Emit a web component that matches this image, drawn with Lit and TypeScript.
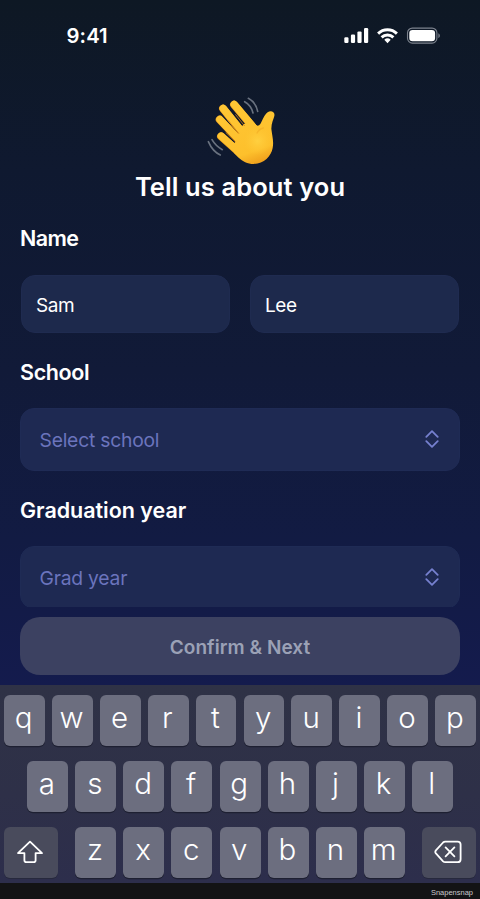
import { LitElement, html, css, svg } from "lit";
import { customElement } from "lit/decorators.js";

@customElement("status-bar")
class StatusBar extends LitElement {
  static styles = css`
    :host { display: flex; justify-content: space-between; height: 72px; box-sizing: border-box; padding: 24px 38px 0 66.5px; }
    .time { font-size: 20.3px; line-height: 24px; font-weight: 580; letter-spacing: 0.1px; }
    .icons { display: block; width: 98px; height: 24px; }
  `;
  render() {
    return html`
      <span class="time">9:41</span>
      <svg class="icons" viewBox="0 0 98 24" fill="#fff">
        <rect x="0.3" y="13.2" width="4.2" height="5.8" rx="1.2" />
        <rect x="6.9" y="10.6" width="4.2" height="8.4" rx="1.2" />
        <rect x="13.4" y="7.4" width="4.2" height="11.6" rx="1.2" />
        <rect x="20" y="4" width="4.2" height="15" rx="1.2" />
        <g fill="none" stroke="#fff" stroke-width="2.9">
          <path d="M34.1 9.6a13.4 13.4 0 0 1 18.8 0" />
          <path d="M37.6 13.4a8.4 8.4 0 0 1 11.8 0" />
        </g>
        <path d="M43.5 19.2l-3.2-3.4a4.7 4.7 0 0 1 6.4 0z" />
        <rect x="63.5" y="4.1" width="29.4" height="15" rx="4.8" fill="none" stroke="#7d838e" stroke-width="1.1" />
        <rect x="65.3" y="5.9" width="25.8" height="11.4" rx="3.2" />
        <path d="M94.4 9.2c1.9.8 1.9 4 0 4.8z" fill="#7d838e" />
      </svg>
    `;
  }
}

@customElement("waving-hand")
class WavingHand extends LitElement {
  static styles = css`
    :host { display: block; width: 90px; height: 85px; }
    svg { display: block; }
  `;
  render() {
    const fingers = [
      "M117 59L174 127",
      "M84 71L150 153",
      "M74 104L142 176",
      "M78 154L136 206",
    ];
    return html`
      <svg width="90" height="85" viewBox="0 0 270 255">
        <defs>
          <linearGradient id="skin" gradientUnits="userSpaceOnUse" x1="110" y1="50" x2="180" y2="240">
            <stop offset="0" stop-color="#ffc735" />
            <stop offset="0.8" stop-color="#fdc02c" />
            <stop offset="1" stop-color="#ef9f1c" />
          </linearGradient>
          <radialGradient id="glow" gradientUnits="userSpaceOnUse" cx="188" cy="168" r="42">
            <stop offset="0" stop-color="#ffd040" />
            <stop offset="1" stop-color="#ffc735" stop-opacity="0" />
          </radialGradient>
        </defs>
        ${fingers.map((d) => svg`
          <path d=${d} fill="none" stroke="#e2971c" stroke-width="23.5" stroke-linecap="round" />
          <path d=${d} transform="translate(0.8 -0.8)" fill="none" stroke="url(#skin)" stroke-width="22" stroke-linecap="round" />
        `).reverse()}
        <path fill="url(#skin)" d="M145 118L171 108L184 121Q191 124 196 117C204 103 208 89 218 82C227 75 241 80 238 93C236 102 229 114 229 131C231 150 237 168 233 189C229 213 206 237 176 237C157 237 143 229 131 218L118 205L112 189L120 171L130 143Z" />
        <circle cx="188" cy="168" r="42" fill="url(#glow)" />
        <g fill="none" stroke="#cf7f12" stroke-width="2.6" stroke-linecap="round">
          <path d="M122 89L148 122" />
          <path d="M100 107L131 145" />
          <path d="M93 143L121 170" />
        </g>
        <path d="M205 129Q192 132 186 144" fill="none" stroke="#f0aa22" stroke-width="4" stroke-linecap="round" opacity="0.55" />
        <g fill="none" stroke="#69717f" stroke-width="5" stroke-linecap="round">
          <path d="M149 50Q169 61 174 84" />
          <path d="M160 40Q183 53 188 79" />
          <path d="M51 164Q62 183 82 194" />
          <path d="M40 170Q53 200 76 210" />
        </g>
      </svg>
    `;
  }
}

@customElement("select-field")
class SelectField extends LitElement {
  static styles = css`
    :host {
      display: flex; align-items: center; justify-content: space-between; flex: none;
      height: 62.5px; box-sizing: border-box; padding: 2px 20.5px 0 18.5px; border-radius: 14px;
      background: #1e2952; border: 1px solid #1f2b55; color: #6b74bd; font-size: 19.3px; letter-spacing: -0.22px;
    }
    svg { display: block; margin-top: -2px; }
  `;
  render() {
    return html`
      <slot></slot>
      <svg width="14" height="18" viewBox="0 0 14 18" fill="none" stroke="#7680cf" stroke-width="1.8" stroke-linecap="round" stroke-linejoin="round">
        <path d="M1.3 6.8L7 1.2l5.7 5.6M1.3 11.2L7 16.8l5.7-5.6" />
      </svg>
    `;
  }
}

@customElement("key-board")
class KeyBoard extends LitElement {
  static styles = css`
    :host {
      display: flex; flex-direction: column; gap: 15px; flex: none; height: 198px;
      box-sizing: border-box; padding: 10px 4px 0; background: linear-gradient(#2f3246, #2e3048 55%, #2d2e4c);
    }
    .row { display: flex; justify-content: center; gap: 7.1px; }
    .last { justify-content: space-between; }
    .letters { display: flex; gap: 7.1px; }
    .key {
      display: flex; justify-content: center; width: 41px; height: 51px; box-sizing: border-box; padding-right: 1.5px; border-radius: 6px;
      background: #6c6e7f; box-shadow: 0 1.3px 0 #1e2032; font-size: 29.5px; line-height: 45px; font-weight: 340;
    }
    .wide { width: 54px; align-items: center; padding-bottom: 1px; background: #494b5c; box-shadow: 0 1px 0 #27293d; }
  `;
  private keys(letters: string) {
    return [...letters].map((k) => html`<span class="key">${k}</span>`);
  }
  render() {
    return html`
      <div class="row">${this.keys("qwertyuiop")}</div>
      <div class="row">${this.keys("asdfghjkl")}</div>
      <div class="row last">
        <span class="key wide">
          <svg width="28" height="24" viewBox="0 0 28 24" fill="none" stroke="#fff" stroke-width="1.8" stroke-linejoin="round">
            <path d="M14 1.6L26 13.1H19.6V20.3Q19.6 22.2 17.7 22.2H10.3Q8.4 22.2 8.4 20.3V13.1H2Z" />
          </svg>
        </span>
        <div class="letters">${this.keys("zxcvbnm")}</div>
        <span class="key wide">
          <svg width="28" height="24" viewBox="0 0 28 24" fill="none" stroke="#fff" stroke-width="1.8" stroke-linejoin="round" stroke-linecap="round">
            <path d="M11.2 1.6H23.6Q26.6 1.6 26.6 4.6V19.2Q26.6 22.2 23.6 22.2H11.2Q10 22.2 9.1 21.3L1.9 13.4Q.7 11.9 1.9 10.4L9.1 2.5Q10 1.6 11.2 1.6Z" />
            <path d="M11.6 7.4L20.4 16.4M20.4 7.4L11.6 16.4" />
          </svg>
        </span>
      </div>
    `;
  }
}

@customElement("app-root")
class AppRoot extends LitElement {
  static styles = css`
    :host {
      display: flex; flex-direction: column; width: 480px; height: 899px; overflow: hidden; color: #fff;
      font-family: Inter, "Liberation Sans", sans-serif; background: #131315;
    }
    .screen {
      display: flex; flex-direction: column; height: 685px; flex: none;
      background: linear-gradient(#0e1824 0, #0f1930 170px, #111a38 370px, #121b43 540px, #141b4d 685px);
    }
    .body { display: flex; flex-direction: column; height: 535px; padding: 13px 20px 0; box-sizing: border-box; overflow: hidden; border-radius: 0 0 28px 28px; }
    waving-hand { align-self: center; flex: none; margin-bottom: 3px; }
    h1 { margin: 0; height: 28px; line-height: 28px; font-size: 25.5px; font-weight: 600; text-align: center; letter-spacing: 0.1px; }
    h2 { margin: 0; height: 28px; line-height: 28px; flex: none; font-size: 21.5px; font-weight: 600; }
    .name { margin-top: 23px; letter-spacing: -0.6px; }
    .school { margin-top: 24.5px; letter-spacing: -0.35px; }
    .grad { margin-top: 25px; letter-spacing: -0.03px; }
    .names { display: flex; gap: 20px; margin: 23px 1px 0; flex: none; }
    .input {
      flex: 1; display: flex; align-items: center; height: 58px; box-sizing: border-box; padding: 2px 14px 0;
      border: 1px solid #1f2b50; border-radius: 14px; background: #1d294c; font-size: 19px; letter-spacing: -0.4px;
    }
    select-field { margin-top: 22.5px; }
    .confirm {
      flex: none; margin: 10px 20px 0; height: 58px; border: 0; padding: 2px 0 0; border-radius: 20px; background: #3c4161;
      color: #9ba1b6; font: 600 19px Inter, sans-serif; letter-spacing: 0.06px;
    }
    .footer { flex: 1; display: flex; align-items: center; justify-content: flex-end; padding: 2px 7px 0; font: 7.5px "Liberation Sans", sans-serif; color: #c9c9cc; }
  `;
  render() {
    return html`
      <div class="screen">
        <status-bar></status-bar>
        <div class="body">
          <waving-hand></waving-hand>
          <h1>Tell us about you</h1>
          <h2 class="name">Name</h2>
          <div class="names">
            <div class="input">Sam</div>
            <div class="input">Lee</div>
          </div>
          <h2 class="school">School</h2>
          <select-field>Select school</select-field>
          <h2 class="grad">Graduation year</h2>
          <select-field>Grad year</select-field>
        </div>
        <button class="confirm">Confirm &amp; Next</button>
      </div>
      <key-board></key-board>
      <div class="footer">Snapensnap</div>
    `;
  }
}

> THE PROBLEM
Collect the lines of the data that carry the word "this".

> RESPONSE TO THE TASK
Emit a web component that matches this image, drawn with Lit and TypeScript.
      <div class="row">${this.keys("qwertyuiop")}</div>
      <div class="row">${this.keys("asdfghjkl")}</div>
        <div class="letters">${this.keys("zxcvbnm")}</div>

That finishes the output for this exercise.